When you use KILL, a thread-specific kill flag is set for the thread. In most cases, it might take some time for the thread to die because the kill flag is checked only at specific intervals:During SELECT operations, for ORDER BY and GROUP BY loops, the flag is checked after reading a block of rows. If the kill flag is set, the statement is aborted.
      ALTER TABLE operations that make a table copy check the kill flag periodically for each few copied rows read from the original table. If the kill flag was set, the statement is aborted and the temporary table is deleted.
      The KILL statement returns without waiting for confirmation, but the kill flag check aborts the operation within a reasonably small amount of time. Aborting the operation to perform any necessary cleanup also takes some time.
      During UPDATE or DELETE operations, the kill flag is checked after each block read and after each updated or deleted row. If the kill flag is set, the statement is aborted. If you are not using transactions, the changes are not rolled back.
      GET_LOCK() aborts and returns NULL.
      If the thread is in the table lock handler (state: Locked), the table lock is quickly aborted.
      If the thread is waiting for free disk space in a write call, the write is aborted with a “disk full” error message.

官方文檔第一段就很明確的說清楚瞭 kill 的作用機制:會給連接的線程設置一個線程級別的 kill 標記,等到下一次“標記檢測”的時候才會生效。這也意味著如果下一次“標記檢測”遲遲沒有發生,那麼就有可能會出現問題描述中的現象。

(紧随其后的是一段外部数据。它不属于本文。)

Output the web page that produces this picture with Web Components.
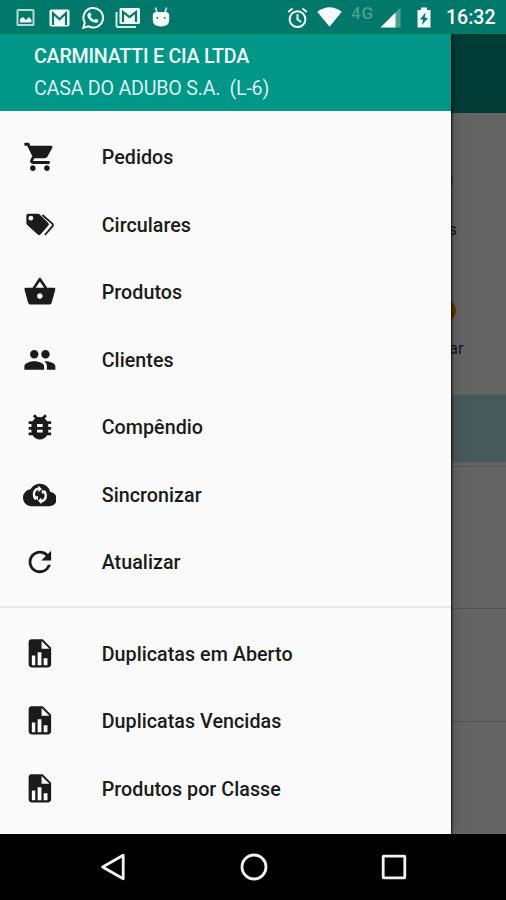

官方文檔中列舉瞭不少的場景,這裡根據官方的描述列舉幾個比較常見的問題場景:

  • select 語句中進行 order by,group by 的時候,如果服務器 CPU 資源比較緊張,那麼讀取/獲取一批數據的時間會變長,從而影響下一次“標記檢測”的時間。
  • 對大量數據進行 DML 操作的時候,kill 這一類 SQL 語句會觸發事務回滾(InnoDB引擎),雖然語句被 kill 掉瞭,但是回滾操作也會非常久。
  • kill alter 操作時,如果服務器的負載比較高,那麼操作一批數據的時間會變長,從而影響下一次“標記檢測”的時間。
  • 其實參考 kill 的作用機制,做一個歸納性的描述的話,那麼:任何阻塞/減慢 SQL 語句正常執行的行為,都會導致下一次“標記檢測”推遲、無法發生,最終都會導致 kill 操作的失敗。

模擬一下

這裡借用一個參數innodb_thread_concurrency來模擬阻塞 SQL 語句正常執行的場景:

Defines the maximum number of threads permitted inside of InnoDB. A value of 0 (the default) is interpreted as infinite concurrency (no limit). This variable is intended for performance tuning on high concurrency systems.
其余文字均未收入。